A guy in the corner is sitting by the video poker machines. Says he’s Chris Killen. “No shit” I say, but it’s too unreal. Chris Killen from Manchester, England, just happens to be at the KGB tonight. Unbelievable. I take a few drinks outside and grab another smoke. O’Neill and the crowd are crossing the street. “We’re all going to the Mars Bar” he yells back. So I join them.

Much much later catch a ride back to Jersey with Kathy Polenberg and her husband Howie. He’s the designated sober one, but even at that, it’s impossible to find our hotel. So we just get off at the closest one, use the facilties, and catch a cab. Ivan, this ancient black guy from Guyana takes us home. And it’s no problem. You just gotta go someplace if you wanna get there.

5 Responses

  1. […] for the first time. There were drinks. There was writer talk. There was Mars Bar.  Covey did a write up of the evening over at Lit Up Magazine. Posted in Word […]

  2. […] unknown wrote an interesting post today on Tripping the Light (Go There) To get somewhere, you have to go ……Here’s a quick excerpt:I grab a chair beside his girlfriend.
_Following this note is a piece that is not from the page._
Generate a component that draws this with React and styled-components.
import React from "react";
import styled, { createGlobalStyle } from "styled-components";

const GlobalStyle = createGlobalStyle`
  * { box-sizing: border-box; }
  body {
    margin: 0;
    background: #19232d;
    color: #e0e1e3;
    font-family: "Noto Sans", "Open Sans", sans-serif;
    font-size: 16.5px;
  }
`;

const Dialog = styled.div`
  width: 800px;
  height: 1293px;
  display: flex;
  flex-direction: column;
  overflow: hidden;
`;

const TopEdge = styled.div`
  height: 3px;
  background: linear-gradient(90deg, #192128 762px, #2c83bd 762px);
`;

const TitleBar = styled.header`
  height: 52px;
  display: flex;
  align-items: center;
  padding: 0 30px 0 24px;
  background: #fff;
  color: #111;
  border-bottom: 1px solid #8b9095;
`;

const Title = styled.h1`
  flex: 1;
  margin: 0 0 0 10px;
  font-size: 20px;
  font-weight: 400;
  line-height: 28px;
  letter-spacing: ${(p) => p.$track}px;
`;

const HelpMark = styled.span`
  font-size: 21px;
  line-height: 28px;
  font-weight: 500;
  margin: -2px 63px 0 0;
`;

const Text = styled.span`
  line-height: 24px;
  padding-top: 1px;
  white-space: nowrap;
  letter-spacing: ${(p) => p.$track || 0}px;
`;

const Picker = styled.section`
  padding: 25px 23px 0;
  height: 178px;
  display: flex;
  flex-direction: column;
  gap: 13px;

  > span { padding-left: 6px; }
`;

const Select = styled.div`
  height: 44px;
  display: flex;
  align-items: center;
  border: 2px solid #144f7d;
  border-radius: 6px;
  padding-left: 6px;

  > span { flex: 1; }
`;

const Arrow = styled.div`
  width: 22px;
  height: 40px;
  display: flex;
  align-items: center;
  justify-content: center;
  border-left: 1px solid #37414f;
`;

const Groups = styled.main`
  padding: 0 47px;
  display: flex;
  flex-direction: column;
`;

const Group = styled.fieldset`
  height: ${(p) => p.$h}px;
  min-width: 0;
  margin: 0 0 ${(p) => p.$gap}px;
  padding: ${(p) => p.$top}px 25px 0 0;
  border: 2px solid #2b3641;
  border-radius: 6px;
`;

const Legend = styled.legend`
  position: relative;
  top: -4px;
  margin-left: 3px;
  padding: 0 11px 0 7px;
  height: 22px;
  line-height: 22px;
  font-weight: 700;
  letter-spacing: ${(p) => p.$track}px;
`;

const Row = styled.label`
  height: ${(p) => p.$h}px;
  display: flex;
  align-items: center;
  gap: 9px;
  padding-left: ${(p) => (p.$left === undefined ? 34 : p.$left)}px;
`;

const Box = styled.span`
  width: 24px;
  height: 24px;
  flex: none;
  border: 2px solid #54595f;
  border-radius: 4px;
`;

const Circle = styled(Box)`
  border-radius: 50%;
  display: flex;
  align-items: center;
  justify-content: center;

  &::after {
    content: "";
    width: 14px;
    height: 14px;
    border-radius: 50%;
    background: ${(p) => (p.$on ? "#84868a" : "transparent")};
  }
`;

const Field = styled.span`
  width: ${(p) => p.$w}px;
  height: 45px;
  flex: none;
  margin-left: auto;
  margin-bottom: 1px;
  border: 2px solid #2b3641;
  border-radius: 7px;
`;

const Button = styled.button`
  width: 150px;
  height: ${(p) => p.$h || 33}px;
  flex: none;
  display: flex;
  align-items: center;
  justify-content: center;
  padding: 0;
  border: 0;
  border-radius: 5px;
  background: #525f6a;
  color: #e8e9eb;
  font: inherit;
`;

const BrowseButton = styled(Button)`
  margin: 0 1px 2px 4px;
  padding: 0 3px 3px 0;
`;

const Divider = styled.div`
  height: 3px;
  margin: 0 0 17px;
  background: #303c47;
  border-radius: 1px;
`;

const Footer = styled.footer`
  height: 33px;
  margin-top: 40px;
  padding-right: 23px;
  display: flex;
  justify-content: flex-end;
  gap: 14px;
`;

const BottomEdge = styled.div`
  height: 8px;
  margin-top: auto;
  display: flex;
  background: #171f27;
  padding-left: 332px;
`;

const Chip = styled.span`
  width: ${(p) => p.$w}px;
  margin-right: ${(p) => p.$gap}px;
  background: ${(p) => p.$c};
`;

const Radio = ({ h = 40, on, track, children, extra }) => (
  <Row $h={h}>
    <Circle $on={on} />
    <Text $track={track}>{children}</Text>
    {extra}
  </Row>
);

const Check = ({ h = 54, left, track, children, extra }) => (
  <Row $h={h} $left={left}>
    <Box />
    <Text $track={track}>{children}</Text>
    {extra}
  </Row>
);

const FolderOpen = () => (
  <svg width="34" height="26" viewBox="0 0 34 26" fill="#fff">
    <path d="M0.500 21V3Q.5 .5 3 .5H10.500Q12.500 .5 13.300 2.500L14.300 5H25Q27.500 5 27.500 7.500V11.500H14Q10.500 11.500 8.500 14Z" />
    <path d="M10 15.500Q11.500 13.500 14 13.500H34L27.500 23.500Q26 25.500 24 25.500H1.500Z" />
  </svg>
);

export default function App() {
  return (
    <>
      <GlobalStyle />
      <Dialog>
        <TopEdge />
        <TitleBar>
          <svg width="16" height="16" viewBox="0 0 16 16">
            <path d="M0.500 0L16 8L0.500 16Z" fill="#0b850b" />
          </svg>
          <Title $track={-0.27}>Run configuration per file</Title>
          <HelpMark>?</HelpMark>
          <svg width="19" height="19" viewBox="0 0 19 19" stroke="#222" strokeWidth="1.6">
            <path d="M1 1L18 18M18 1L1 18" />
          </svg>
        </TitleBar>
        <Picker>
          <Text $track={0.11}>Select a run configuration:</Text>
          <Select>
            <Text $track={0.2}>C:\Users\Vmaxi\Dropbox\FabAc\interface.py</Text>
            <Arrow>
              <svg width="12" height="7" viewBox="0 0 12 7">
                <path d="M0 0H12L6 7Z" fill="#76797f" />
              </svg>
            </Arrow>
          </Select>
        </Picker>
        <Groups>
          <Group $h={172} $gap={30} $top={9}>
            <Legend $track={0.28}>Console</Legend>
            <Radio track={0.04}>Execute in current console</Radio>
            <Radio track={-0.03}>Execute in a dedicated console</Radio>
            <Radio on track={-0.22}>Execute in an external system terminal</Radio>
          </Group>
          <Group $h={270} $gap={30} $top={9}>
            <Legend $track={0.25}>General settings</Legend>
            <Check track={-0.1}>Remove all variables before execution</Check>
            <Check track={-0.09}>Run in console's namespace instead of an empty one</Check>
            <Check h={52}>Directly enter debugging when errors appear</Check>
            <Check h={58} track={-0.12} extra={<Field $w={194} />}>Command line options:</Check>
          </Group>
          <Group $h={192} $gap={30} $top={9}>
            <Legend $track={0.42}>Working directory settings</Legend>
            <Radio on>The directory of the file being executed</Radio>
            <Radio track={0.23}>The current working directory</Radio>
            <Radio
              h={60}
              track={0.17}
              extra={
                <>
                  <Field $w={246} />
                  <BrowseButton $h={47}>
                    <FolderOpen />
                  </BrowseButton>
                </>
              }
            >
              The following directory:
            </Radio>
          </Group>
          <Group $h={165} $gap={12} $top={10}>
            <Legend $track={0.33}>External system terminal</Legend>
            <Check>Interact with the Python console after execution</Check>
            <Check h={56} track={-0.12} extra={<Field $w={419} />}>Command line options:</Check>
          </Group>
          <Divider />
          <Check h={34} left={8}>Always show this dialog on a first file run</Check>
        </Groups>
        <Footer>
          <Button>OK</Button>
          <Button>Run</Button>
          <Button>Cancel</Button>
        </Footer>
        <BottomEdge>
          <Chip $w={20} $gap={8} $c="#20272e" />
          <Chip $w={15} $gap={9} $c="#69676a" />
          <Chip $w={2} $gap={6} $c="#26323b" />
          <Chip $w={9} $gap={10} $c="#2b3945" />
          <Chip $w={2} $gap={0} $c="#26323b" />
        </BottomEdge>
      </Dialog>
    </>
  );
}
It’s great stuff, captivating. Could go on forever, but it’sa short story and Lee finishes and comes over. “That’s fucking great stuff” I tell him, and I’m not exaggerating. Just the truth. … […]

  3. Oh Man! Thats what happened at the hotel? Howie told me he saw you guys get in a cab and leave- and I have been worried ever since friday! We took you to the wrong hotel!
    Oy vey. (and thanks for the commaraderie)

  4. I love it, man!
    This is the nexus, where the minds come together and spark one another!
    Thanks for this report, Mikal. Permission to repost it on my blog?

  5. Thanks Bill. Absolutely repost it! I appreciate it man. You’re a good guy, and a great writer. Hope to run into you if I come out east again.